Li facciamo tornare?


 Se la risposta la dovessero dare i sentimenti, sarebbe sì e subito. Tutti conosciamo qualche calabrese che si trova al Nord per studio o lavoro e altri casi, e di alcuni sappiamo, anche con nome, che stanno affrontando seri problemi. Uno studente che ha finito i soldi, e non paga l’affitto, e da casa non gliele possono mandare: ecco una fattispecie ben nota, e tutt’altro che immaginaria. Se torna al paese e a casa sua, in qualche modo ha un riparo, del cibo, dell’assistenza. Perciò, d’istinto, dico che devono tornare.

 Ma è ormai acclarato che il virus arrivò in Calabria proprio con l’ondata caotica di rientro, e piuttosto fuga, quando si cominciò a parlare di chiusura della Lombardia e territori contermini. Abbiamo visto gli assalti ai treni e agli autobus; ed è facile pensare che, appena arrivati in Calabria, non tutti abbiano rispettato la quarantena… e qualcuno ha ritenuto suo dovere fare visita ai parenti… E i parenti non sempre stavano a casa loro in paese… E mi fermo qui con le illazioni, che tanto vi verranno a mente da sole.

 E sappiamo che il Nord ha ancora un fortissimo numero di contagi.

 Sotto quest’altro aspetto, la dura posizione della presidente Santelli è ampiamente giustificata. La Calabria ha combattuto bene il contagio, e proprio con l’unico modo possibile: l’isolamento. Senza i tristi casi delle RSA, il numero dei contagiati e dei morti sarebbe, statisticamente, quasi irrilevante.
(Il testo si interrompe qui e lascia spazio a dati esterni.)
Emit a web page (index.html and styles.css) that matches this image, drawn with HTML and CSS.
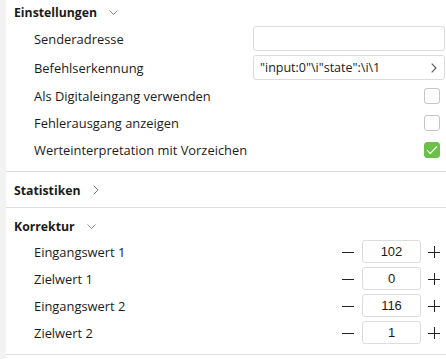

 Ebbene, che fare dei nostri conterranei costretti fuori Calabria? È opportuno aiutarli, ma è indispensabile evitare altre occasioni di caotico ingresso di massa del virus da fuori i limiti regionali.

 La soluzione, se c’è, non è di carattere universale e ugualitario, ma solo caso per caso. E i casi non sono affatto tutti uguali, ma molto diversi uno dall’altro. Perciò ogni singola persona interessata deve produrre domanda e credibile documentazione.
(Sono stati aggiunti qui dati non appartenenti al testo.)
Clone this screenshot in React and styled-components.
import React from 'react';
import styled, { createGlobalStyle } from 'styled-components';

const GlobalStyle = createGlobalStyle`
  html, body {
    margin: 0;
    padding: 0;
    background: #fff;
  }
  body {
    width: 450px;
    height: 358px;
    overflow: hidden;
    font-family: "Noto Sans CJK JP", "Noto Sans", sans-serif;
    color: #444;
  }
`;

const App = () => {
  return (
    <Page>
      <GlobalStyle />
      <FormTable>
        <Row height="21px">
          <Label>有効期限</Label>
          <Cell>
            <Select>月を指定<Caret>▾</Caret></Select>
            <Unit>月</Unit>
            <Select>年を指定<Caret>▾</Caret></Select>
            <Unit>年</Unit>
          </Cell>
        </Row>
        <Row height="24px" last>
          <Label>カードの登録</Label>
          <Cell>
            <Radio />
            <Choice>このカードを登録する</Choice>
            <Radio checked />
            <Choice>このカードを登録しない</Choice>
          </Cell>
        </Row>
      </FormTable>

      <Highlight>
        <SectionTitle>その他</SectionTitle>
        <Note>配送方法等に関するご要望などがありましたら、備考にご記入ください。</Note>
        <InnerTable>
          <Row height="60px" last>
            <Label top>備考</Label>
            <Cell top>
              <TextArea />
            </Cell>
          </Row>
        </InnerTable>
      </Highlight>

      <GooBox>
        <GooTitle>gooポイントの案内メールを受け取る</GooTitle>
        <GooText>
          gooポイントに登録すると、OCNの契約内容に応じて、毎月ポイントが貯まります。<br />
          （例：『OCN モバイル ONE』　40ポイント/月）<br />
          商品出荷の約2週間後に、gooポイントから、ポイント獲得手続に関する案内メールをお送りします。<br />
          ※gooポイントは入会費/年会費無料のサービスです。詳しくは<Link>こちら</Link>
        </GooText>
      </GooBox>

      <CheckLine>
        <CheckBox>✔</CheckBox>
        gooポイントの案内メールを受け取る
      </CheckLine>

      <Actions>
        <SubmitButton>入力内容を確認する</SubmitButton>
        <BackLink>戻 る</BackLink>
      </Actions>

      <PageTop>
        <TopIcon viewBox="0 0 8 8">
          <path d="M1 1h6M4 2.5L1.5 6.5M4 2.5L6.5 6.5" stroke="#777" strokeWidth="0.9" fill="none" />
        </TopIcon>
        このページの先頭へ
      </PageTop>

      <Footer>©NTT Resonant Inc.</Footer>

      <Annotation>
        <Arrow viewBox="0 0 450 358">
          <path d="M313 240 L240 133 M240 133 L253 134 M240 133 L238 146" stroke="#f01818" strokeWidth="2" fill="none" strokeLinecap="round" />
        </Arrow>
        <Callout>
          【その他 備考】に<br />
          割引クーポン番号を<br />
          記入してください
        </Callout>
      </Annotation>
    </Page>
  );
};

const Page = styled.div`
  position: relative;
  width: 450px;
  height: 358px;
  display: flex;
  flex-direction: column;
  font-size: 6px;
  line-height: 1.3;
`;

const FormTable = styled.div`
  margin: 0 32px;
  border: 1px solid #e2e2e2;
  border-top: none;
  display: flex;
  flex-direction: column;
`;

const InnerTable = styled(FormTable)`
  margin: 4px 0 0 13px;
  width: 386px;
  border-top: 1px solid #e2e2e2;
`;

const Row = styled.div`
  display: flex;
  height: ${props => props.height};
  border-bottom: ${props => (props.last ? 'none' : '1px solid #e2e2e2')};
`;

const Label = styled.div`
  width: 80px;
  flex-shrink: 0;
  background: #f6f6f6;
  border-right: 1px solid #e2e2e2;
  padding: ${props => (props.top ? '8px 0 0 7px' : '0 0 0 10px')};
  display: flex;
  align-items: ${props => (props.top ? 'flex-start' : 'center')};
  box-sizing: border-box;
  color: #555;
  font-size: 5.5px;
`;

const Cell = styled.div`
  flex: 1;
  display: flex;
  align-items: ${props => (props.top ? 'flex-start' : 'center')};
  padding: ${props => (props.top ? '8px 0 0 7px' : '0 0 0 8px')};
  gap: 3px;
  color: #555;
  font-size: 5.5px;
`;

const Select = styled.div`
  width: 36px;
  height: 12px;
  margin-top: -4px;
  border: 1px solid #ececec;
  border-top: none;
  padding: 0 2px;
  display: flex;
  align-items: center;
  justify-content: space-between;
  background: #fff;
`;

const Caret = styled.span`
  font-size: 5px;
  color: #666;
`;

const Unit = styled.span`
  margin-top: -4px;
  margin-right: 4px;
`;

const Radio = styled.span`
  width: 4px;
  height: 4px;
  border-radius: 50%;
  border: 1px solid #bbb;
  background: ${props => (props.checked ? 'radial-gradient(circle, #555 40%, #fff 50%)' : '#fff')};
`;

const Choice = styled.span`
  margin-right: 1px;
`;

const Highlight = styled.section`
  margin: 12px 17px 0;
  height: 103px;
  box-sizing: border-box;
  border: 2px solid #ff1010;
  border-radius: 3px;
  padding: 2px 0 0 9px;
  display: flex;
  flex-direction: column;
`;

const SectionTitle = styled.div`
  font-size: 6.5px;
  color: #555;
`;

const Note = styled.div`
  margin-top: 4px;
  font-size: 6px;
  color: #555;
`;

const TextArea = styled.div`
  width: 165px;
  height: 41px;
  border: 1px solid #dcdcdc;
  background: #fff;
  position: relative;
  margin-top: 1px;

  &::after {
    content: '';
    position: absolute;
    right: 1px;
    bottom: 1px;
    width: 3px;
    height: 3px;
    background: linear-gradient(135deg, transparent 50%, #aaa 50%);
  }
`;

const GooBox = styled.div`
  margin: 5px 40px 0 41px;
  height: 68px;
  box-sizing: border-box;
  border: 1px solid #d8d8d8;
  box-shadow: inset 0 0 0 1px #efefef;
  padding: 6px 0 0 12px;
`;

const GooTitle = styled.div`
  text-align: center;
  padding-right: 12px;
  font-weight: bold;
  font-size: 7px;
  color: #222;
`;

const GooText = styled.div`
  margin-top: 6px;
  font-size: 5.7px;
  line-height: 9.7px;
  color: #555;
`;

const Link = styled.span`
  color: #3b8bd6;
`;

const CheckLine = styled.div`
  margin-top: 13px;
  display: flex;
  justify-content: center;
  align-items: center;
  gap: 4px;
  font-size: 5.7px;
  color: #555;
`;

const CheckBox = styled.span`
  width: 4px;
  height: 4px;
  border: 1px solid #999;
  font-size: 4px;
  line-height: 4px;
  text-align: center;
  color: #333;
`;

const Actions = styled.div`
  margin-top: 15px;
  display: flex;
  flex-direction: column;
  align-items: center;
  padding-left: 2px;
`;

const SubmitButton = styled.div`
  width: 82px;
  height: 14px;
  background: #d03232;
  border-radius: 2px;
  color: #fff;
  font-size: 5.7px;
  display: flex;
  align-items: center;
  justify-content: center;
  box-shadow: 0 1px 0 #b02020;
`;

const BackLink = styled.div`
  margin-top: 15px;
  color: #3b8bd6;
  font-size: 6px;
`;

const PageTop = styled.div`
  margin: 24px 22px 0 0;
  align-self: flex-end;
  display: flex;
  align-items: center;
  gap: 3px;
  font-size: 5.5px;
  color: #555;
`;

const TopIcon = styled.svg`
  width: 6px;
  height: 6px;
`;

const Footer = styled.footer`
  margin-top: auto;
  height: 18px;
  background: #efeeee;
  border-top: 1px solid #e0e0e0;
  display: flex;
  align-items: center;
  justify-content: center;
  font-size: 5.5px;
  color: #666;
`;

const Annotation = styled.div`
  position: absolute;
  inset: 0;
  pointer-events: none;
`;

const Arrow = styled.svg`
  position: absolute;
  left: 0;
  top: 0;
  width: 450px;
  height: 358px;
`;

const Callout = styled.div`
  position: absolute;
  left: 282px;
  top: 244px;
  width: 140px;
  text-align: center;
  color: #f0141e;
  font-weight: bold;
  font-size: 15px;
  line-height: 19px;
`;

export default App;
 No dunque a un generale rientro; ma neppure assoluta chiusura, ma buon senso. Occorrerebbe un’organizzazione efficiente, con disciplina ferrea: un ufficio responsabile (se fossi pacchiano, direi task force con road map!!!), che prenda velocemente in esame ogni singola posizione, sia sul piano sanitario sia su quello economico-sociale; decida se sì o no; e se sì, come deve avvenire il rientro, con mezzi e orari ben precisi; e, se avviene, deve avvenire con quarantena obbligatoria, e senza la minima eccezione.

 Corollario importantissimo: chi produce istanza di rientro, deve allegare una dichiarazione di rinuncia a ogni ulteriore procedimento. Mi spiego meglio: se la faccenda finisce in mano a un TAR, alla Corte Costituzionale o alla Corte dei diritti e degli storti, finisce a Tana liberi tutti; e arrivano valanghe di coronavirus.